WHAT TO WORK ON
Each line below must be set down exactly; omit any image you find.
═════ RECORDS SUPPLIED
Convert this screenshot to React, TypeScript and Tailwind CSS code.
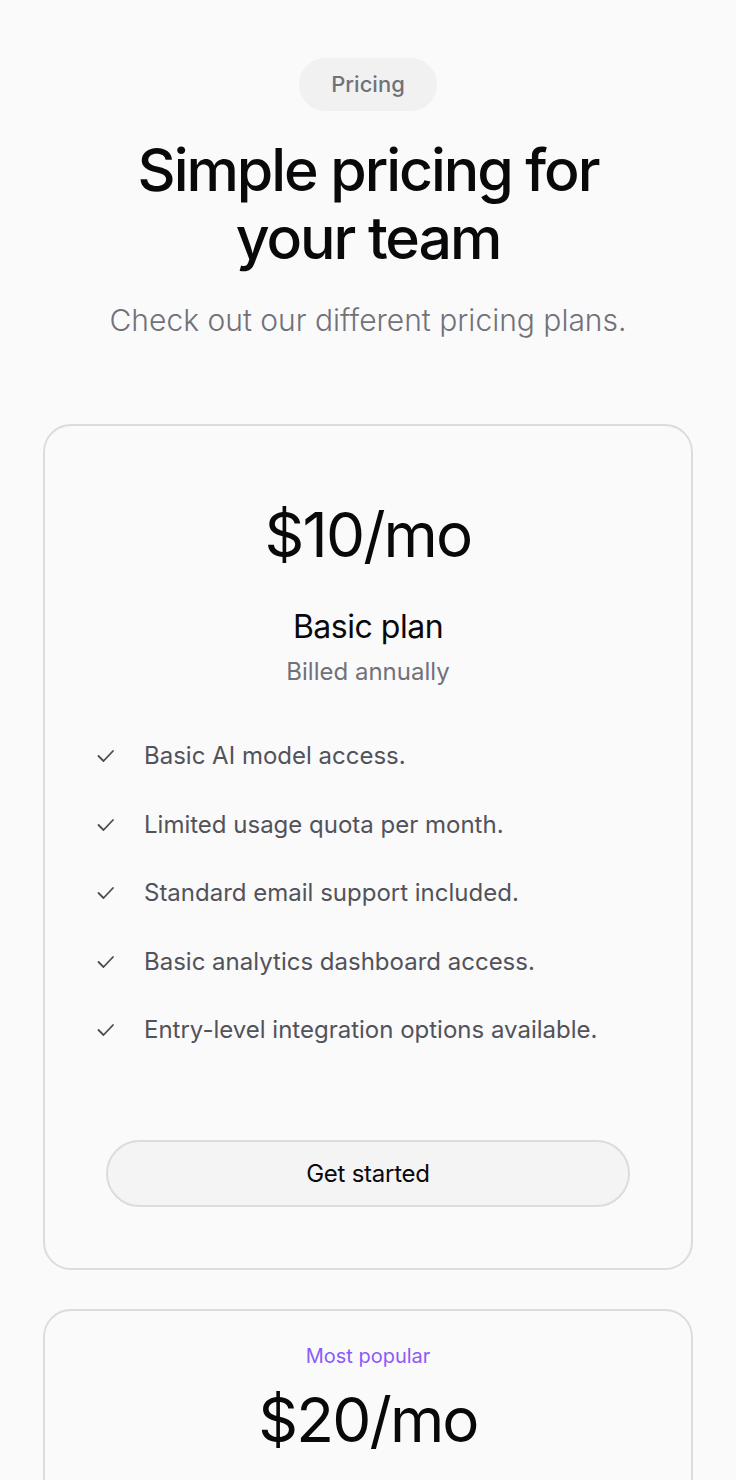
const features = [
  'Basic AI model access.',
  'Limited usage quota per month.',
  'Standard email support included.',
  'Basic analytics dashboard access.',
  'Entry-level integration options available.',
];

function CheckMark() {
  return (
    <svg width="20" height="20" viewBox="0 0 20 20" fill="none" className="shrink-0 text-[#4b4b52]">
      <path d="M2.5 10 L7.5 15 L17 5" stroke="currentColor" strokeWidth="1.8" strokeLinecap="round" strokeLinejoin="round" />
    </svg>
  );
}

interface PlanProps {
  price: string;
  name?: string;
  billing?: string;
  popular?: boolean;
  items?: string[];
}

function PlanCard({ price, name, billing, popular, items }: PlanProps) {
  return (
    <div className="rounded-[28px] border-2 border-[#dcdce0] bg-[#fafafa] pt-[31px] pb-[61px] px-[51px]">
      <p className={`text-center text-[20px] leading-[28px] text-[#8b5cf6] ${popular ? '' : 'invisible'}`}>
        Most popular
      </p>
      <p className="mt-[14px] text-center text-[62px] leading-[72px] tracking-[-0.03em] text-[#09090b]">{price}</p>
      {name && (
        <p className="mt-[36px] text-center text-[32px] leading-[40px] tracking-[-0.015em] text-[#09090b]">{name}</p>
      )}
      {billing && (
        <p className="mt-[9px] text-center text-[24px] leading-[32px] text-[#71717a]">{billing}</p>
      )}
      {items && (
        <ul className="mt-[52px] flex flex-col gap-[36.5px]">
          {items.map((f) => (
            <li key={f} className="flex items-center gap-[28px] text-[24px] leading-[32px] text-[#52525b]">
              <CheckMark />
              <span>{f}</span>
            </li>
          ))}
        </ul>
      )}
      {items && (
        <div className="mt-[94px] px-[10px]">
          <button className="w-full h-[67px] rounded-full border-2 border-[#dcdce0] bg-[#f4f4f5] text-[24px] tracking-[-0.01em] text-[#09090b]">
            Get started
          </button>
        </div>
      )}
    </div>
  );
}

export default function App() {
  return (
    <div className="min-h-[1480px] bg-[#fafafa] px-[43px] pt-[58px] font-['Inter',sans-serif]">
      <div className="flex flex-col items-center text-center">
        <span className="rounded-full bg-[#f1f1f2] px-8 py-3 text-[22px] leading-[29px] font-medium text-[#71717a]">
          Pricing
        </span>
        <h1 className="mt-[25px] max-w-[480px] text-[59px] leading-[68px] tracking-[-0.035em] font-medium text-[#09090b]">
          Simple pricing for your team
        </h1>
        <p className="mt-[28px] text-[30px] leading-[40px] font-light text-[#71717a]">
          Check out our different pricing plans.
        </p>
      </div>
      <div className="mt-[84px] flex flex-col gap-[39px]">
        <PlanCard price="$10/mo" name="Basic plan" billing="Billed annually" items={features} />
        <PlanCard price="$20/mo" name="Pro plan" billing="Billed annually" popular items={features} />
      </div>
    </div>
  );
}
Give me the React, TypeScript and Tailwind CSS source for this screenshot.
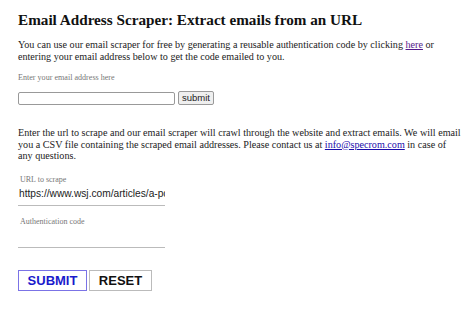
export default function App() {
  return (
    <div className="w-[474px] h-[320px] bg-white overflow-hidden pl-[18px] pt-[10px]" style={{ fontFamily: '"Liberation Serif", serif' }}>
      <h1 className="text-[15.2px] font-bold leading-[20px] text-[#111]">Email Address Scraper: Extract emails from an URL</h1>
      <p className="mt-[9px] text-[10.15px] leading-[12px] text-[#222] w-[450px]">
        You can use our email scraper for free by generating a reusable authentication code by clicking{' '}
        <a className="underline text-[#551a8b]">here</a> or entering your email address below to get the code emailed to you.
      </p>
      <div className="mt-[10px] text-[8.1px] text-[#777] leading-[10px]">Enter your email address here</div>
      <div className="mt-[8px] flex items-center gap-[3px]">
        <input className="w-[157px] h-[13px] border border-[#999] rounded-[2px] bg-white" />
        <button className="h-[14px] px-[3px] border border-[#999] rounded-[2px] bg-[#efefef] text-[9.5px] leading-[12px] text-[#222]" style={{ fontFamily: '"Liberation Sans", sans-serif' }}>submit</button>
      </div>
      <p className="mt-[22px] text-[10.15px] leading-[11.5px] text-[#222] w-[452px]">
        Enter the url to scrape and our email scraper will crawl through the website and extract emails. We will email you a CSV file containing the scraped email addresses. Please contact us at{' '}
        <a className="underline text-[#1a0dab]">info@specrom.com</a> in case of
        <br />
        any questions.
      </p>
      <div className="mt-[13px] ml-[2px] text-[8px] text-[#777] leading-[10px]">URL to scrape</div>
      <div className="w-[147px] border-b border-[#bbb] overflow-hidden whitespace-nowrap mt-[2px] pb-[4px] pl-[1px] text-[10.2px] leading-[14px] text-[#222]" style={{ fontFamily: '"Liberation Sans", sans-serif' }}>https://www.wsj.com/articles/a-pc</div>
      <div className="mt-[11px] ml-[2px] text-[8px] text-[#777] leading-[10px]">Authentication code</div>
      <div className="w-[147px] border-b border-[#bbb] h-[21px]"></div>
      <div className="mt-[22px] flex gap-[2px]" style={{ fontFamily: '"Liberation Sans", sans-serif' }}>
        <button className="w-[69px] h-[21px] border border-[#7b73e6] text-[#1a1acc] font-bold text-[13px] leading-[19px]">SUBMIT</button>
        <button className="w-[63px] h-[21px] border border-[#bbb] text-[#111] font-bold text-[13px] leading-[19px]">RESET</button>
      </div>
    </div>
  );
}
══════════
ANSWER TO THE TASK
Convert this screenshot to React, TypeScript and Tailwind CSS code.
const features = [
  'Basic AI model access.',
  'Limited usage quota per month.',
  'Standard email support included.',
  'Basic analytics dashboard access.',
  'Entry-level integration options available.',
];

function CheckMark() {
  return (
    <svg width="20" height="20" viewBox="0 0 20 20" fill="none" className="shrink-0 text-[#4b4b52]">
      <path d="M2.5 10 L7.5 15 L17 5" stroke="currentColor" strokeWidth="1.8" strokeLinecap="round" strokeLinejoin="round" />
    </svg>
  );
}

interface PlanProps {
  price: string;
  name?: string;
  billing?: string;
  popular?: boolean;
  items?: string[];
}

function PlanCard({ price, name, billing, popular, items }: PlanProps) {
  return (
    <div className="rounded-[28px] border-2 border-[#dcdce0] bg-[#fafafa] pt-[31px] pb-[61px] px-[51px]">
      <p className={`text-center text-[20px] leading-[28px] text-[#8b5cf6] ${popular ? '' : 'invisible'}`}>
        Most popular
      </p>
      <p className="mt-[14px] text-center text-[62px] leading-[72px] tracking-[-0.03em] text-[#09090b]">{price}</p>
      {name && (
        <p className="mt-[36px] text-center text-[32px] leading-[40px] tracking-[-0.015em] text-[#09090b]">{name}</p>
      )}
      {billing && (
        <p className="mt-[9px] text-center text-[24px] leading-[32px] text-[#71717a]">{billing}</p>
      )}
      {items && (
        <ul className="mt-[52px] flex flex-col gap-[36.5px]">
          {items.map((f) => (
            <li key={f} className="flex items-center gap-[28px] text-[24px] leading-[32px] text-[#52525b]">
              <CheckMark />
              <span>{f}</span>
            </li>
          ))}
        </ul>
      )}
      {items && (
        <div className="mt-[94px] px-[10px]">
          <button className="w-full h-[67px] rounded-full border-2 border-[#dcdce0] bg-[#f4f4f5] text-[24px] tracking-[-0.01em] text-[#09090b]">
            Get started
          </button>
        </div>
      )}
    </div>
  );
}

export default function App() {
  return (
    <div className="min-h-[1480px] bg-[#fafafa] px-[43px] pt-[58px] font-['Inter',sans-serif]">
      <div className="flex flex-col items-center text-center">
        <span className="rounded-full bg-[#f1f1f2] px-8 py-3 text-[22px] leading-[29px] font-medium text-[#71717a]">
          Pricing
        </span>
        <h1 className="mt-[25px] max-w-[480px] text-[59px] leading-[68px] tracking-[-0.035em] font-medium text-[#09090b]">
          Simple pricing for your team
        </h1>
        <p className="mt-[28px] text-[30px] leading-[40px] font-light text-[#71717a]">
          Check out our different pricing plans.
        </p>
      </div>
      <div className="mt-[84px] flex flex-col gap-[39px]">
        <PlanCard price="$10/mo" name="Basic plan" billing="Billed annually" items={features} />
        <PlanCard price="$20/mo" name="Pro plan" billing="Billed annually" popular items={features} />
      </div>
    </div>
  );
}
Give me the React, TypeScript and Tailwind CSS source for this screenshot.
export default function App() {
  return (
    <div className="w-[474px] h-[320px] bg-white overflow-hidden pl-[18px] pt-[10px]" style={{ fontFamily: '"Liberation Serif", serif' }}>
      <h1 className="text-[15.2px] font-bold leading-[20px] text-[#111]">Email Address Scraper: Extract emails from an URL</h1>
      <p className="mt-[9px] text-[10.15px] leading-[12px] text-[#222] w-[450px]">
        You can use our email scraper for free by generating a reusable authentication code by clicking{' '}
        <a className="underline text-[#551a8b]">here</a> or entering your email address below to get the code emailed to you.
      </p>
      <div className="mt-[10px] text-[8.1px] text-[#777] leading-[10px]">Enter your email address here</div>
      <div className="mt-[8px] flex items-center gap-[3px]">
        <input className="w-[157px] h-[13px] border border-[#999] rounded-[2px] bg-white" />
        <button className="h-[14px] px-[3px] border border-[#999] rounded-[2px] bg-[#efefef] text-[9.5px] leading-[12px] text-[#222]" style={{ fontFamily: '"Liberation Sans", sans-serif' }}>submit</button>
      </div>
      <p className="mt-[22px] text-[10.15px] leading-[11.5px] text-[#222] w-[452px]">
        Enter the url to scrape and our email scraper will crawl through the website and extract emails. We will email you a CSV file containing the scraped email addresses. Please contact us at{' '}
        <a className="underline text-[#1a0dab]">info@specrom.com</a> in case of
        <br />
        any questions.
      </p>
      <div className="mt-[13px] ml-[2px] text-[8px] text-[#777] leading-[10px]">URL to scrape</div>
      <div className="w-[147px] border-b border-[#bbb] overflow-hidden whitespace-nowrap mt-[2px] pb-[4px] pl-[1px] text-[10.2px] leading-[14px] text-[#222]" style={{ fontFamily: '"Liberation Sans", sans-serif' }}>https://www.wsj.com/articles/a-pc</div>
      <div className="mt-[11px] ml-[2px] text-[8px] text-[#777] leading-[10px]">Authentication code</div>
      <div className="w-[147px] border-b border-[#bbb] h-[21px]"></div>
      <div className="mt-[22px] flex gap-[2px]" style={{ fontFamily: '"Liberation Sans", sans-serif' }}>
        <button className="w-[69px] h-[21px] border border-[#7b73e6] text-[#1a1acc] font-bold text-[13px] leading-[19px]">SUBMIT</button>
        <button className="w-[63px] h-[21px] border border-[#bbb] text-[#111] font-bold text-[13px] leading-[19px]">RESET</button>
      </div>
    </div>
  );
}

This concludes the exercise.